Reproduce exactly the lines from the one containing "Write a component" through the one containing "0C-2.4 -2.7 1.6", both included, and nothing else.

**INPUT RECORDS:**
****************

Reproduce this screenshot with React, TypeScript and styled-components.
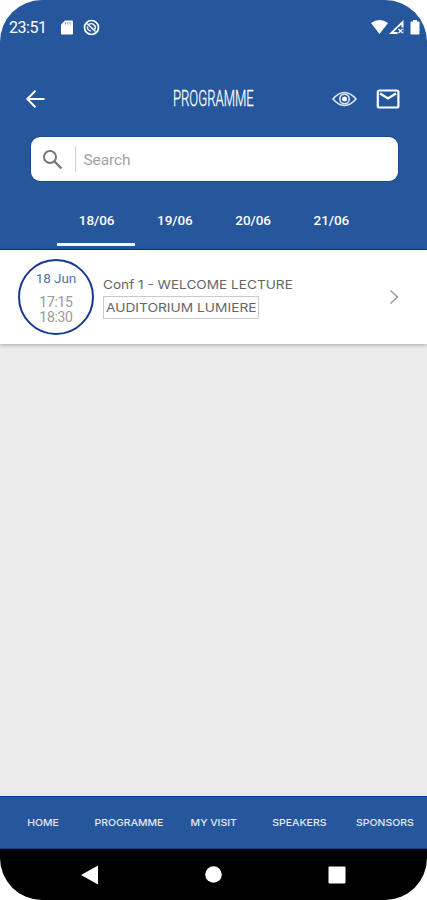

****************

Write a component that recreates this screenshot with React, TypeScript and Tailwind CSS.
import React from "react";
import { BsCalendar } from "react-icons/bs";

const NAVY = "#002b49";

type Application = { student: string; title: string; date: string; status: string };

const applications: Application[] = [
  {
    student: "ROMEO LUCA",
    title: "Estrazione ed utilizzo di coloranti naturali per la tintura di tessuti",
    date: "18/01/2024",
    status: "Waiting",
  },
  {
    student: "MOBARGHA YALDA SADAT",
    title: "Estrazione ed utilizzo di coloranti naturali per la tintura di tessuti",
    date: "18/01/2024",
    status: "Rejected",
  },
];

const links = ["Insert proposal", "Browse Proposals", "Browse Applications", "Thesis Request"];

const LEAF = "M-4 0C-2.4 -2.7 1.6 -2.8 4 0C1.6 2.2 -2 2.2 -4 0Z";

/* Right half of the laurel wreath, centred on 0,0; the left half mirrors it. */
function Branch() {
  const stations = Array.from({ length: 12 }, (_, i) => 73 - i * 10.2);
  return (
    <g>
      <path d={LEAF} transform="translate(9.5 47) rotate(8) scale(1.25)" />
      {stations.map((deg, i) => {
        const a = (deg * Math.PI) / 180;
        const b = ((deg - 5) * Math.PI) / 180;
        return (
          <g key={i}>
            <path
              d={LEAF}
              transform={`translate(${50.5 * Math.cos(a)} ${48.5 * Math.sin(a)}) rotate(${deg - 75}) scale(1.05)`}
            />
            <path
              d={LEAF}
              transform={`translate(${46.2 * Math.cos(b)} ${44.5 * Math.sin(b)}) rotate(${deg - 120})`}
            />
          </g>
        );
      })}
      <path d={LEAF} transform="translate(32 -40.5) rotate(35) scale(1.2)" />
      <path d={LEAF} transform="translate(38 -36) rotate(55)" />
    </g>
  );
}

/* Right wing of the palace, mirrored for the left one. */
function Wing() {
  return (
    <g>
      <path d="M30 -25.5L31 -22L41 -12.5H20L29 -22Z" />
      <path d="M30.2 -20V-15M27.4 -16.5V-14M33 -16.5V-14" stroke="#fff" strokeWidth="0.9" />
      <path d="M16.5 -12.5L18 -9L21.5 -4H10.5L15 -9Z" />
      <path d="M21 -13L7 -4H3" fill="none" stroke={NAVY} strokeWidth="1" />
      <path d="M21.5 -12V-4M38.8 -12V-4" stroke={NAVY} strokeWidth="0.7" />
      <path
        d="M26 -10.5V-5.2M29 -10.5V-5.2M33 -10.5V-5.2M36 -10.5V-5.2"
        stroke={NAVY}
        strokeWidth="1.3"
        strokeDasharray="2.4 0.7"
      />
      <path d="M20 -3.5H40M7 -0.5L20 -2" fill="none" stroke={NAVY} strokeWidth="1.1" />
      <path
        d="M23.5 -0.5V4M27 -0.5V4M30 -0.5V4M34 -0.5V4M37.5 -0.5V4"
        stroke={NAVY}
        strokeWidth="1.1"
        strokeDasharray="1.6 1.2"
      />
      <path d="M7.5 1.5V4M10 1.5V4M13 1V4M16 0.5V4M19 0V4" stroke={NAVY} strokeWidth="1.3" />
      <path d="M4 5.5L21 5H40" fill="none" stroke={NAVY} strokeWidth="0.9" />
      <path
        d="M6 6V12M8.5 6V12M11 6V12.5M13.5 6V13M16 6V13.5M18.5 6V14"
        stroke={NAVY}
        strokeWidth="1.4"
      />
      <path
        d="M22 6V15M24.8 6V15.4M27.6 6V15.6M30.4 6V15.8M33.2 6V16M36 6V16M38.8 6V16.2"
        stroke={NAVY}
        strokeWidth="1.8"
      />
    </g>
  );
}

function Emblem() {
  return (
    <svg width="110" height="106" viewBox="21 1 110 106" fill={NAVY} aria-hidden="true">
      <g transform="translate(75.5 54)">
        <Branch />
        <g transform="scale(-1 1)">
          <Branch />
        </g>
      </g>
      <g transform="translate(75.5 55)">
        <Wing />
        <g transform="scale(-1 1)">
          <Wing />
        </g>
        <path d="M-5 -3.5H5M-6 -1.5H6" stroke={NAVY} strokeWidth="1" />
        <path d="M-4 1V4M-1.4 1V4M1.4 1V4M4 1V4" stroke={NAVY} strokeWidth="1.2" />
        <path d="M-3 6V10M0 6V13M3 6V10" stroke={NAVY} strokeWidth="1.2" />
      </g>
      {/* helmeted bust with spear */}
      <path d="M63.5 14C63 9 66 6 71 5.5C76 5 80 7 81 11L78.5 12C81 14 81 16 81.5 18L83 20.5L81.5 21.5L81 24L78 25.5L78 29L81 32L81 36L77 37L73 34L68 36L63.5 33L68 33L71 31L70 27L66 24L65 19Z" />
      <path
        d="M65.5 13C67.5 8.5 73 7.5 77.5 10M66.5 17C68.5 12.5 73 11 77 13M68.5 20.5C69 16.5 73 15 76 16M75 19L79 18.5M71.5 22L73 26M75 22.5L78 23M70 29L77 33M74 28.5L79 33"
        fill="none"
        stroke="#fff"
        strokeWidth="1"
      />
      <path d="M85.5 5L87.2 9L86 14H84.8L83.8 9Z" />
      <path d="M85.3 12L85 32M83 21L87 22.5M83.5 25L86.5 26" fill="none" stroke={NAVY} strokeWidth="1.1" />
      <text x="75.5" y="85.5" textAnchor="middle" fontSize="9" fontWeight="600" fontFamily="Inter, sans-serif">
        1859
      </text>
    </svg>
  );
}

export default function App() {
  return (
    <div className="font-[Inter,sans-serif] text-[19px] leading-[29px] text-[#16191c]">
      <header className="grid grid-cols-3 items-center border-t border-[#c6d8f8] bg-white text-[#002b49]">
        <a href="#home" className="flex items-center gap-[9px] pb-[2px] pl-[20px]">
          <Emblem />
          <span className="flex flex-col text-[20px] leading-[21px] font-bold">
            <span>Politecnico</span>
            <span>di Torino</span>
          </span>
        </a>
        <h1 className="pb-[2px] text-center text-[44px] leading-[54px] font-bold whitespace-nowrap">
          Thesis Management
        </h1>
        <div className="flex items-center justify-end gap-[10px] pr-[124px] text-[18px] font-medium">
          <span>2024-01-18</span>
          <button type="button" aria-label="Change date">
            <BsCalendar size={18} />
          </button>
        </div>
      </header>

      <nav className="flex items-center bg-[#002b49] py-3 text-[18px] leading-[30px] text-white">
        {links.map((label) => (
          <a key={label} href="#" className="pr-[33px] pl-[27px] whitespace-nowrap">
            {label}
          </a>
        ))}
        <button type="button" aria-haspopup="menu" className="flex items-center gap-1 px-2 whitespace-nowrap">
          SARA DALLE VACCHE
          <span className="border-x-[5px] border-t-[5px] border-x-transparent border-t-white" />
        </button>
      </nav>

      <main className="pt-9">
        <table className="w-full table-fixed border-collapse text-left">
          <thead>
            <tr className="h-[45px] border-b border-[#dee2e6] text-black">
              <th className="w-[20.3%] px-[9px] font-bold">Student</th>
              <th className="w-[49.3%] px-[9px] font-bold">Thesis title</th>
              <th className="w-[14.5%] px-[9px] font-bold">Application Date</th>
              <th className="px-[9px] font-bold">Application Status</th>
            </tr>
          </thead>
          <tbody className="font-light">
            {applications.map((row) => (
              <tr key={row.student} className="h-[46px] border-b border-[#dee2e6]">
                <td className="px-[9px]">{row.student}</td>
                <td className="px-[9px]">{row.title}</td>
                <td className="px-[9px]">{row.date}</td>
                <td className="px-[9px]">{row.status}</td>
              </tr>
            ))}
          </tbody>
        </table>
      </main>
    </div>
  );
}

****************

**SOLUTION FOR THIS TASK:**
Write a component that recreates this screenshot with React, TypeScript and Tailwind CSS.
import React from "react";
import { BsCalendar } from "react-icons/bs";

const NAVY = "#002b49";

type Application = { student: string; title: string; date: string; status: string };

const applications: Application[] = [
  {
    student: "ROMEO LUCA",
    title: "Estrazione ed utilizzo di coloranti naturali per la tintura di tessuti",
    date: "18/01/2024",
    status: "Waiting",
  },
  {
    student: "MOBARGHA YALDA SADAT",
    title: "Estrazione ed utilizzo di coloranti naturali per la tintura di tessuti",
    date: "18/01/2024",
    status: "Rejected",
  },
];

const links = ["Insert proposal", "Browse Proposals", "Browse Applications", "Thesis Request"];

const LEAF = "M-4 0C-2.4 -2.7 1.6 -2.8 4 0C1.6 2.2 -2 2.2 -4 0Z";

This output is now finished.